What you should do - Lift out each line of the data that holds "index".

********

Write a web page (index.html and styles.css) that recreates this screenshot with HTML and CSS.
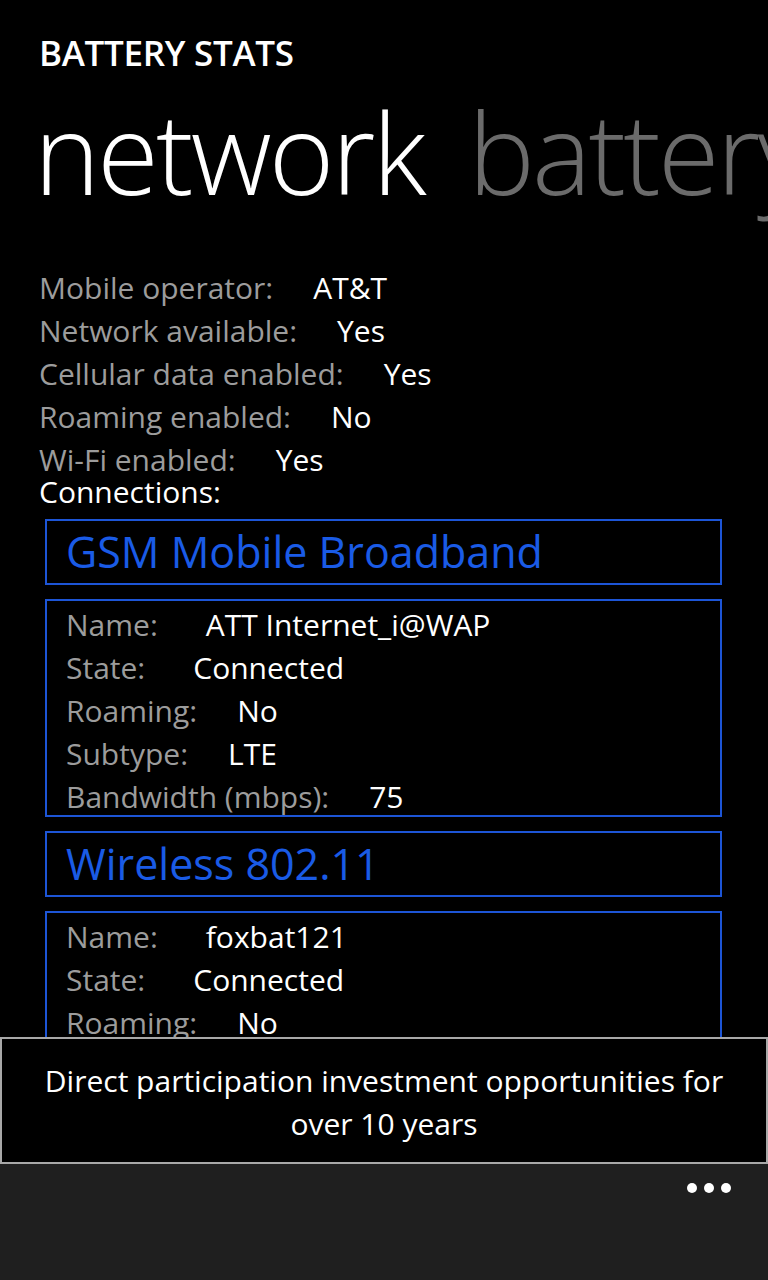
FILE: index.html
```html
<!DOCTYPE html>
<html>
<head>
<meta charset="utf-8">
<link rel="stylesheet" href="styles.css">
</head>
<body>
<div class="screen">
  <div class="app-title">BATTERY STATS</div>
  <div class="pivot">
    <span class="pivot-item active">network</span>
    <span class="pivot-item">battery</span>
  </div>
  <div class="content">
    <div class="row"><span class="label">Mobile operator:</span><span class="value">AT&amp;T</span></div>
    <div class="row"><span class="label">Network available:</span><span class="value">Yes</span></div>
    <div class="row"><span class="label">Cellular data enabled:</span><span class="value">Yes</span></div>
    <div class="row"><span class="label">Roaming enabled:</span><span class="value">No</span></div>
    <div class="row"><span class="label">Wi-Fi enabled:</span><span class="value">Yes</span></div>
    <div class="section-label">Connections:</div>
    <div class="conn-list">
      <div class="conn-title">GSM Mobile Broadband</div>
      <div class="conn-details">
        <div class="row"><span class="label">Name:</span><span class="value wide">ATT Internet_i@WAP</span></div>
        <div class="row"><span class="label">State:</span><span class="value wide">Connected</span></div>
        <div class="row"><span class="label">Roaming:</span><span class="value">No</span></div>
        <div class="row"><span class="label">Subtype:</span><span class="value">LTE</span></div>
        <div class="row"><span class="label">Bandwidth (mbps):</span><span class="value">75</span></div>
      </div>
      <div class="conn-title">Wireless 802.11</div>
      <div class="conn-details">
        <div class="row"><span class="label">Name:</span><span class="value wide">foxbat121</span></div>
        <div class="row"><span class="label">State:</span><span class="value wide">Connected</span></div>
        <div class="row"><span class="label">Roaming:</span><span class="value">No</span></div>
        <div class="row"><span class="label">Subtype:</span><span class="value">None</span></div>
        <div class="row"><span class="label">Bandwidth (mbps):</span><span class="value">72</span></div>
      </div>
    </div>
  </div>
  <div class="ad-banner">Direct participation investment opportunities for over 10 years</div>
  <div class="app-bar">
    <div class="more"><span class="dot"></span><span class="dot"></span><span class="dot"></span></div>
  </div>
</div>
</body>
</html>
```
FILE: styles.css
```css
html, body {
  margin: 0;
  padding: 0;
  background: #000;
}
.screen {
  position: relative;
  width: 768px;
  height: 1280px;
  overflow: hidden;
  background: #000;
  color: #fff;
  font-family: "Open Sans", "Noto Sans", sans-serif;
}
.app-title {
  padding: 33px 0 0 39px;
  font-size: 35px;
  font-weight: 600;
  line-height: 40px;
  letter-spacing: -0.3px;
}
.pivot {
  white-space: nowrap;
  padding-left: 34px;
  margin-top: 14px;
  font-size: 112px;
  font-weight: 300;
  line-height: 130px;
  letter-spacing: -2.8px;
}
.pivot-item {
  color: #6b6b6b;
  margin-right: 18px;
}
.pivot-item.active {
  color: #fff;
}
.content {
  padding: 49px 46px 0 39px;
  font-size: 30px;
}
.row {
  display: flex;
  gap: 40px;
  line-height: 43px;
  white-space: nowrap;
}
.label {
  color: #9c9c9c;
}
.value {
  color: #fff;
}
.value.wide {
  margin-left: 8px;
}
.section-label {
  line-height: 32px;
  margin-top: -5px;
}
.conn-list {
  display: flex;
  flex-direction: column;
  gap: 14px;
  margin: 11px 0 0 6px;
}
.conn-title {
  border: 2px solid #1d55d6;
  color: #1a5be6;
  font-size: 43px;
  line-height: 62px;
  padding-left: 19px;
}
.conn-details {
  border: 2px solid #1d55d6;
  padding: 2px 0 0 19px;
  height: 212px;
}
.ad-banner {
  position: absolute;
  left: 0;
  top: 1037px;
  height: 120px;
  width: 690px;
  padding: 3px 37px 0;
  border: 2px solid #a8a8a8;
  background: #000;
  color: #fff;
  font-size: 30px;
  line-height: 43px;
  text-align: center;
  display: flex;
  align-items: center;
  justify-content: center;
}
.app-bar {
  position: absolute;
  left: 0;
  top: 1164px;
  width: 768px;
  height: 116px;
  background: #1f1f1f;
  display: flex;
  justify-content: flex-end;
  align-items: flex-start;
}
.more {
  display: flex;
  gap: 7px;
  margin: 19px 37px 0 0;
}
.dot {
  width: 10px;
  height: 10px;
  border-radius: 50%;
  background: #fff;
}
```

********

Worked answer -
Write a web page (index.html and styles.css) that recreates this screenshot with HTML and CSS.
FILE: index.html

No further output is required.